Our decision is in line with the Arkansas Supreme Court's decision in Hoover, supra. In that case, the defendant was arrested for aggravated robbery after confessing to planning to stab the victim to death in order to obtain money. The information alleged felony capital murder and robbery. Four days before trial, the prosecution amended the information, substituting aggravated robbery for robbery. As in the case before us, the supreme court affirmed the conviction and noted that the defendant never argued that he was surprised or unable to defend himself on the charges.

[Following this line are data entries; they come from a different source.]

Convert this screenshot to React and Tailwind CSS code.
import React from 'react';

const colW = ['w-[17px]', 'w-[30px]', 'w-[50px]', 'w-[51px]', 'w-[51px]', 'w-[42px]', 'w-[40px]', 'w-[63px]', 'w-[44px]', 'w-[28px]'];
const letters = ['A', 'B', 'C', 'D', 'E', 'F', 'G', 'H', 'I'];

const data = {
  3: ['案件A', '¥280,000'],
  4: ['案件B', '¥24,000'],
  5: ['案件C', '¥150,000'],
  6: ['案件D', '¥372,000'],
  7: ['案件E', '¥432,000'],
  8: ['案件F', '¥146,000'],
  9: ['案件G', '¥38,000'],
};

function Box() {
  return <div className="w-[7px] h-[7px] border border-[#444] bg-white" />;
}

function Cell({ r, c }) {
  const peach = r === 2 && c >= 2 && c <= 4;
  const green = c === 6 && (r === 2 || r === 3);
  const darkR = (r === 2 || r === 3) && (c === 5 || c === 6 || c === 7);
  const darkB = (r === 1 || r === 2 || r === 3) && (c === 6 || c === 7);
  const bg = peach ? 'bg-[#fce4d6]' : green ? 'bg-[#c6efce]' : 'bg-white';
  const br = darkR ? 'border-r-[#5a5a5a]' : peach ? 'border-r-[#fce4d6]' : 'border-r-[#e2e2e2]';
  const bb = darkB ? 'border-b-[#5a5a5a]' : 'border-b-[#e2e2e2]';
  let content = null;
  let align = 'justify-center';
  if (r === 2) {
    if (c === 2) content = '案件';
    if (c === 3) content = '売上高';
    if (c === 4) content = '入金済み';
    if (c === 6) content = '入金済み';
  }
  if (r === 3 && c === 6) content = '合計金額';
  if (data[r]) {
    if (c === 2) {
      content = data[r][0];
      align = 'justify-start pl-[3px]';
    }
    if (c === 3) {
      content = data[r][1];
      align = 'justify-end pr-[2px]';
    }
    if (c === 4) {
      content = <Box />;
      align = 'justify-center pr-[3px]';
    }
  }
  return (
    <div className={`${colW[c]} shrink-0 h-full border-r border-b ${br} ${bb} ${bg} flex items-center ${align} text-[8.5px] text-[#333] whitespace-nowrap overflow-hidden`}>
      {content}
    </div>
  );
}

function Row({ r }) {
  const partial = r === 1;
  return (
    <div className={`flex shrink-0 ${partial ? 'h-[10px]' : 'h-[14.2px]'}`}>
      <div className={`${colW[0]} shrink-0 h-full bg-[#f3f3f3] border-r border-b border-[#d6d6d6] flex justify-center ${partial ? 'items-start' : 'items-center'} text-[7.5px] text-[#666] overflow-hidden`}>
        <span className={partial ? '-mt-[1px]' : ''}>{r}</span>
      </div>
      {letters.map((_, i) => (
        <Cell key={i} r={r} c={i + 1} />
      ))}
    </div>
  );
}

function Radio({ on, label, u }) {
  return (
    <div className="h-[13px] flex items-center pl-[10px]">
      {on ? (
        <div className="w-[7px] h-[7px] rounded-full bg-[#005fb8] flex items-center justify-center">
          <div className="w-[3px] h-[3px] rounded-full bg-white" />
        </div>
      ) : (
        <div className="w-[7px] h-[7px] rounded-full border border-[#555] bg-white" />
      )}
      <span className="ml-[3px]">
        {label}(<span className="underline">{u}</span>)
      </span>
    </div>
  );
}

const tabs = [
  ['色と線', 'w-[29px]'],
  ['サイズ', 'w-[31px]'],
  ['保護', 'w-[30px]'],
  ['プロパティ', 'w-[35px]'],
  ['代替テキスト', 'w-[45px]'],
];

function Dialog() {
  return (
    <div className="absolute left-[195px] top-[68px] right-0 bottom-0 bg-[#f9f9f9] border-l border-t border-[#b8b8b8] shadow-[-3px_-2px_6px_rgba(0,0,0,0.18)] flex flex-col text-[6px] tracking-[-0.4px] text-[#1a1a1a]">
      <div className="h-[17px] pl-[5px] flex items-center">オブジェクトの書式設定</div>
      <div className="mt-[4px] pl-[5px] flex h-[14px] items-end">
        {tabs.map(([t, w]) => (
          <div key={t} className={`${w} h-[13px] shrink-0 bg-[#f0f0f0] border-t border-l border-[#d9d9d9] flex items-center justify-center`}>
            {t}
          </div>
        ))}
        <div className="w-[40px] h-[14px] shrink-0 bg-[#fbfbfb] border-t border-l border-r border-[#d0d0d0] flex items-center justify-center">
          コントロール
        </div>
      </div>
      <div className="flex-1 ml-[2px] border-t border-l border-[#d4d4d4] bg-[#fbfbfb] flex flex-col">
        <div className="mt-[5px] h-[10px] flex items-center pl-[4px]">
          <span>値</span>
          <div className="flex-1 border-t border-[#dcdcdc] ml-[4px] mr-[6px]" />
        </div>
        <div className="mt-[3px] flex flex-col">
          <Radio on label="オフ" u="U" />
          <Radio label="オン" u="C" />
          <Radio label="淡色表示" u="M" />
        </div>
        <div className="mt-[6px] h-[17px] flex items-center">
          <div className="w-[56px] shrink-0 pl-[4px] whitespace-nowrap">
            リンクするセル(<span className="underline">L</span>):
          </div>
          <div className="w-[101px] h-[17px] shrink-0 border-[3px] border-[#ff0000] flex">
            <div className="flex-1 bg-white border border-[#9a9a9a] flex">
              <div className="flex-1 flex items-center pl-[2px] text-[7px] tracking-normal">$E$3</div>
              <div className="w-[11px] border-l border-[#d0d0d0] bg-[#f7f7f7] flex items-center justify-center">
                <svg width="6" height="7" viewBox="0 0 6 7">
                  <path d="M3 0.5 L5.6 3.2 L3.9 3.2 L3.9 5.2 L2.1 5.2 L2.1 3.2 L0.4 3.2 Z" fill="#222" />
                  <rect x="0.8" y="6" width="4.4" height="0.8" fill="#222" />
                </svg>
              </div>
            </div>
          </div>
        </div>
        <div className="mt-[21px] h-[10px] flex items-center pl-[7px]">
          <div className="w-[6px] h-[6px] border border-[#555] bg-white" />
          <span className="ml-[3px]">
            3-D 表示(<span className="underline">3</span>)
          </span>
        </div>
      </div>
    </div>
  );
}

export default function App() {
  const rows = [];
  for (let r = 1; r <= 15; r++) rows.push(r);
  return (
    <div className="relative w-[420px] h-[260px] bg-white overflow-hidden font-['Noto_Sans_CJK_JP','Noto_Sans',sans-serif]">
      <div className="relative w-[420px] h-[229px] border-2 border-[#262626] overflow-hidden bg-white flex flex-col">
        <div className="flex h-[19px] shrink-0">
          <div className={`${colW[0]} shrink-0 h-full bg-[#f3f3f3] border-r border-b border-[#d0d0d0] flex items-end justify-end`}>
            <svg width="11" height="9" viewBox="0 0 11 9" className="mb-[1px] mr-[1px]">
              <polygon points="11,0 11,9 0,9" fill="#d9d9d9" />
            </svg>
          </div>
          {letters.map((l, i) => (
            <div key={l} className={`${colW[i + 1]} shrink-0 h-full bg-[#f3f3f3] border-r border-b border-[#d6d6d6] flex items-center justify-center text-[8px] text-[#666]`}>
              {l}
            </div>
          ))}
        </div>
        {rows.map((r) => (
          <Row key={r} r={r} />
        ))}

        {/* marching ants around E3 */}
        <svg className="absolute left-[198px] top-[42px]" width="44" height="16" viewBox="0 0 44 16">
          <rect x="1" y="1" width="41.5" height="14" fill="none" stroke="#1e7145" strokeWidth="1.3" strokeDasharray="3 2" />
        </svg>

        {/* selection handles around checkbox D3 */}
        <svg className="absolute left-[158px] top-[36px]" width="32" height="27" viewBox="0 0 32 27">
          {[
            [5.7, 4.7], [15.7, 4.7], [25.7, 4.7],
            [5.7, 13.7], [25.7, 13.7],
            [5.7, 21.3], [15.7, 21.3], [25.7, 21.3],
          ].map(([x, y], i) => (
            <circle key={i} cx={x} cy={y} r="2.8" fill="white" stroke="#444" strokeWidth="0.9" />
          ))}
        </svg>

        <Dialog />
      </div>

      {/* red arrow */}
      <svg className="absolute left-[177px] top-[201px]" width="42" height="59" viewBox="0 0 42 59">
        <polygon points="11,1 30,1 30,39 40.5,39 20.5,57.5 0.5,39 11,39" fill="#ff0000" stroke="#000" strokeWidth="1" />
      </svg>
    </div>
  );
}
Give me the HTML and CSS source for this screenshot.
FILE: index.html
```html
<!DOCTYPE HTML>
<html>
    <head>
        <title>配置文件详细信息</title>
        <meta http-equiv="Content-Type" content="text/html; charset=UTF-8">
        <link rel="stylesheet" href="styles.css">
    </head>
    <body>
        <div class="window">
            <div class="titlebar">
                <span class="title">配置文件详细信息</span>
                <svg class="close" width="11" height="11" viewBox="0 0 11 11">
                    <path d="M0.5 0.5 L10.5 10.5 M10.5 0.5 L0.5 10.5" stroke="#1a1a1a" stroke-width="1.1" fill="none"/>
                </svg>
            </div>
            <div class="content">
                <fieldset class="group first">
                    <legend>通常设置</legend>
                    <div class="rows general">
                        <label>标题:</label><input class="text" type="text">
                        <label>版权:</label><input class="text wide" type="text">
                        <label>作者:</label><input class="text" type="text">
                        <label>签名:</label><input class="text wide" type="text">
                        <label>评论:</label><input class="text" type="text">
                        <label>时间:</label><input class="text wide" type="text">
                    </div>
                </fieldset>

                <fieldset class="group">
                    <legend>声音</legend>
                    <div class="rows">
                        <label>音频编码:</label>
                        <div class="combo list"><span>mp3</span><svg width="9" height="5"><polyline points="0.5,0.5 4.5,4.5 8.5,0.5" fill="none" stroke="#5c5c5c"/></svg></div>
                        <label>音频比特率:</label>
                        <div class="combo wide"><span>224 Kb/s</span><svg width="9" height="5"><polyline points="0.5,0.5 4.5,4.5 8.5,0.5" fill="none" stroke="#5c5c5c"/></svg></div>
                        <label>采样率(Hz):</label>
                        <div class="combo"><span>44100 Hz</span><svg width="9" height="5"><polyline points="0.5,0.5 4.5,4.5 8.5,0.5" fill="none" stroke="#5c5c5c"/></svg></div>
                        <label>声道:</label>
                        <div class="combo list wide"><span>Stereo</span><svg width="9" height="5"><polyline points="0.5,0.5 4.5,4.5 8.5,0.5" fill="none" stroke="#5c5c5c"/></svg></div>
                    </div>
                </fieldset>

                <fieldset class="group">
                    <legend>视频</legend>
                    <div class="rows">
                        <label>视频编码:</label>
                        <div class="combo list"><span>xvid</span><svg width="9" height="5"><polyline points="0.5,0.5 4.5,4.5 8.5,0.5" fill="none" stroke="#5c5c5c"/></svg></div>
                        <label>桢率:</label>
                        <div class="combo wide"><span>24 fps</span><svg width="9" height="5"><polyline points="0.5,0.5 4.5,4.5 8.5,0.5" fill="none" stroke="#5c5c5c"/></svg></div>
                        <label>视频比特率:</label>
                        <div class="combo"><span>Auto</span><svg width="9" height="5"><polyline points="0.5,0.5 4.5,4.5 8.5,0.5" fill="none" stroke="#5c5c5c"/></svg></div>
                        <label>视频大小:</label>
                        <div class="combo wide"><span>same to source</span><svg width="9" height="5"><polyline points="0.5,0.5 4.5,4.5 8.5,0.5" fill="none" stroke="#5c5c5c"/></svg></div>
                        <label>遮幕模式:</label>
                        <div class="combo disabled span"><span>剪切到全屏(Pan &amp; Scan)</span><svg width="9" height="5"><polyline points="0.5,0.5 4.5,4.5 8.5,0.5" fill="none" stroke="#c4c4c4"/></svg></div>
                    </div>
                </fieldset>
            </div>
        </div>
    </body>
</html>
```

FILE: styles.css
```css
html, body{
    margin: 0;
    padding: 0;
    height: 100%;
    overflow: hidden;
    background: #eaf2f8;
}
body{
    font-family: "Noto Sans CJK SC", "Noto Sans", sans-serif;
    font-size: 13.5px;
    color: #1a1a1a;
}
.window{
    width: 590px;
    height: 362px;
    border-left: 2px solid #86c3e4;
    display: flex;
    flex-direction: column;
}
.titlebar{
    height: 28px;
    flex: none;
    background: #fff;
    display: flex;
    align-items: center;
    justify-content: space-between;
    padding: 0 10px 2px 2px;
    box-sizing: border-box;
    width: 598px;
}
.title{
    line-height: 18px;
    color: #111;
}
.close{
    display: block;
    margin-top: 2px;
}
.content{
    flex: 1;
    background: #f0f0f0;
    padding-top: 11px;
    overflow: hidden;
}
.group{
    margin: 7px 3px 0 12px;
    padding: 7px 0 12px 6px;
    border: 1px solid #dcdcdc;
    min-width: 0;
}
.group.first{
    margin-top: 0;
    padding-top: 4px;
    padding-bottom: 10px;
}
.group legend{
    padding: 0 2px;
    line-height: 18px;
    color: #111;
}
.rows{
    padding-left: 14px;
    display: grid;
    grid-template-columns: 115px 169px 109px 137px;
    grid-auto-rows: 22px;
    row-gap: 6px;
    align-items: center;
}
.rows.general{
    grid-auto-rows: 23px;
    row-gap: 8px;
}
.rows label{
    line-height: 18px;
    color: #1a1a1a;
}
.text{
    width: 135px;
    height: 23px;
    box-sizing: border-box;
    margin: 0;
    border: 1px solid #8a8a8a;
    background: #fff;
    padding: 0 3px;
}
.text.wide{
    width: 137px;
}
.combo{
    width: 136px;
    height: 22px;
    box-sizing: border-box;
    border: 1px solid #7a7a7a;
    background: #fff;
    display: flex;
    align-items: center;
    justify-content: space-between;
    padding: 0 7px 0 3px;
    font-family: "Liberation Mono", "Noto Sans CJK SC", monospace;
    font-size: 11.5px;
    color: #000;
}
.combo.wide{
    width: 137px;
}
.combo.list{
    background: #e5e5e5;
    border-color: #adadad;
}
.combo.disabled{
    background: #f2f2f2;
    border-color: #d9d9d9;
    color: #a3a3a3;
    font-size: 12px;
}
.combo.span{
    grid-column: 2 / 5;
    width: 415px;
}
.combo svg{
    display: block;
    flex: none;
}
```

Finally, Lopez-Perez argues that the prosecution's decision to proceed with the conspiracy charge, a Class A felony with a potential sentence that is five years lower than the delivery charge, may have influenced his decision to proceed to trial rather than enter a plea bargain. This argument is without merit. As already stated, a defendant cannot invoke the protection of § 16-85-407(b) simply because the amended information authorizes a more severe sentence. Kelch, supra. Further, Lopez-Perez could have asked for a continuance to reconsider his decision to go to trial or to prepare a different defense strategy if he felt that it was necessary. The record does not indicate that he asked and was refused a continuance, or that the trial court would have denied a continuance motion had one been made.

Affirmed.

Robbins and Baker, JJ., agree.

1 While appellant contends that his Sixth Amendment right to counsel was violated, his only arguments refer to his Miranda rights. Therefore, his Sixth Amendment rights are unaddressed.